Il memorandum di Bucarest, del 2008, chiarisce che Georgia e Ucraina saranno membri della Nato ma il documento ufficiale non è mai stato ratificato. Nonostante che questi “giochi politici” siano conformi alle normali dinamiche geostrategiche, la crisi russo-ucraina si sta sviluppando proprio a causa del significativo aumento della cooperazione militare con l’Ucraina, principalmente degli Stati Uniti e della Turchia. Infatti, l’aiuto dato dall’Occidente a Kiev, finalizzato ad aumentare la sua potenza militare, è percepito da Mosca ancora più gravemente che l’adesione formale di questo Stato alla Nato. Inoltre, c’è la convinzione globalizzata che il processo politico di risoluzione del conflitto in Donbass, Ucraina orientale, avallato dal Protocollo di Minsk, si sia ormai esaurito.

Va anche considerato che, al momento, Mosca ritiene non utile un dialogo con l’attuale presidente ucraino Volodymyr Zelensky. Tuttavia, mentre 100mila soldati russi sono schierati al confine ucraino, il presidente ucraino Zelensky ha ottenuto assicurazioni dagli Stati Uniti che la sovranità del Paese e la sua integrità territoriale saranno difesi. Così il presidente ucraino, lunedì 6 dicembre, alla vigilia del vertice tra Vladimir Putin e Joe Biden, ha comunicato, mentre si recava sul fronte del Donbass dove le forze ucraine combattono i separatisti filo-russi dal 2014, quanto già concordato con il segretario di Stato americano, Antony Blinken, circa la posizione da adottare nei confronti della Russia, affermando: “Sono grato agli Stati Uniti, nostro partner strategico, per il loro continuo sostegno alla nostra sovranità e integrità territoriale. Abbiamo concordato di continuare le nostre azioni congiunte e concertate”.

Notizie sui contenuti del vertice tra Usa, Russia e la delegazione ucraina non sono state date ufficialmente, ma da fonti vicine a Zelensky pare che sia stato confermato quanto già stabilito con Blinken, cioè un sostegno economico, politico e militare da parte degli europei e della Nato.
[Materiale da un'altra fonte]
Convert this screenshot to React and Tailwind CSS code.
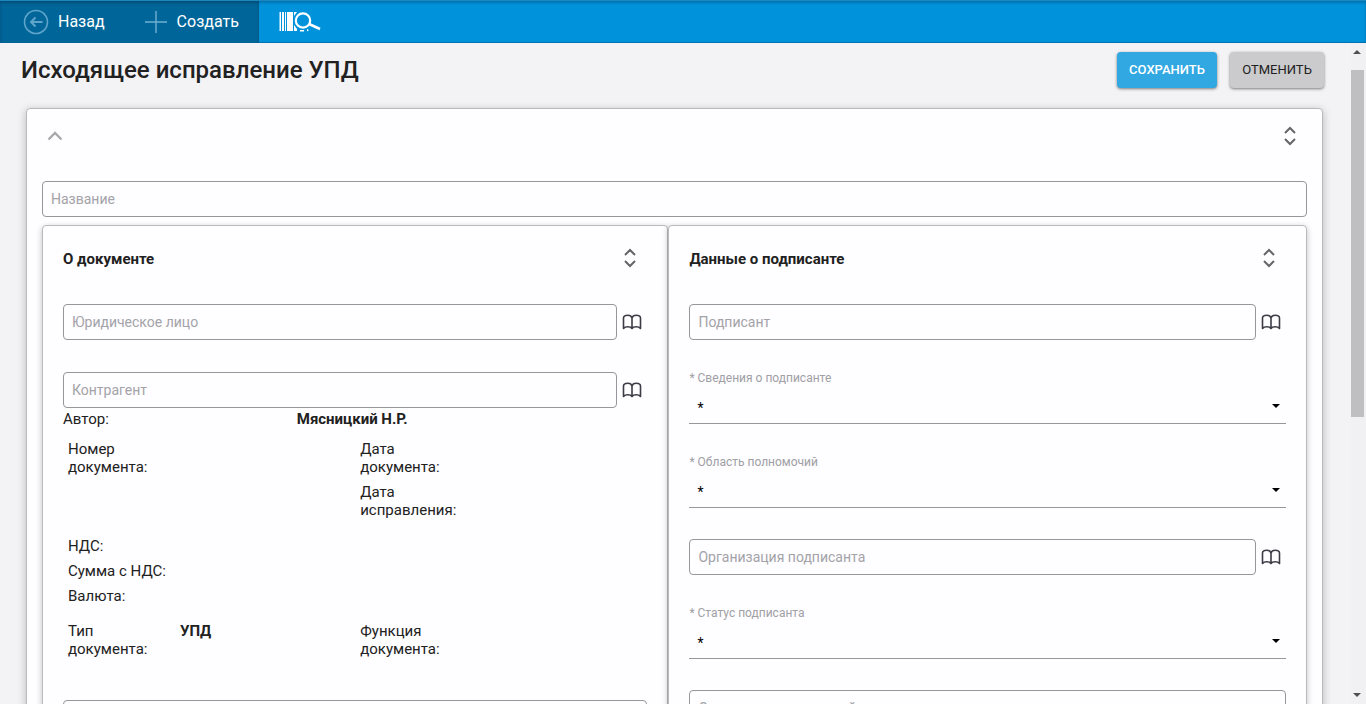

Inoltre, “la fonte” ha riferito di eventuali nuove sanzioni alla Russia, che ritengo inutili ed inefficaci, concludendo che se “Putin dovesse attaccare, combatteremo”. L’unica certezza è che Putin ha ottenuto il risultato di incontrarsi con Biden sul tavolo delle “decisioni di peso mondiale” e l’Ucraina, in questo caso, funge da strumento di pressione a favore di Putin, magari anche per altri obiettivi.

Ricordo che nel mese di aprile una escalation delle tensioni alle frontiere aveva già sollevato timori di una invasione russa. La tensione si era allentata dopo che Putin ha avuto assicurazione che avrebbe incontrato il capo della Casa Bianca. Probabilmente ora “l’argomento Ucraina” uscirà dal “palinsesto” informativo dei media, ma sicuramente le truppe russe non lasceranno i loro avamposti al confine. Allo stato dei fatti sembra improbabile una invasione militare russa: non ci sono motivi reali e, comunque, sarebbe un’aziona catastrofica dal punto di vista sociale, politico ma soprattutto geostrategico. Risulta che le forze in campo di Kiev siano composte da circa 250mila soldati, oltre a 300mila riservisti già mobilitati e, secondo fonti militari, la Russia avrebbe bisogno di oltre trecentomila soldati per una operazione ad ampio raggio, salvo l’avere preventivamente destabilizzato politicamente l’Ucraina (in questo caso occorrerebbero meno militari).

Comunque, il motto che oggi imperversa nella ex Repubblica sovietica è che “niente sull’Ucraina senza l’Ucraina”. Una affermazione che delinea un futuro per l’Ucraina come attore protagonista della propria storia, a tutti i costi.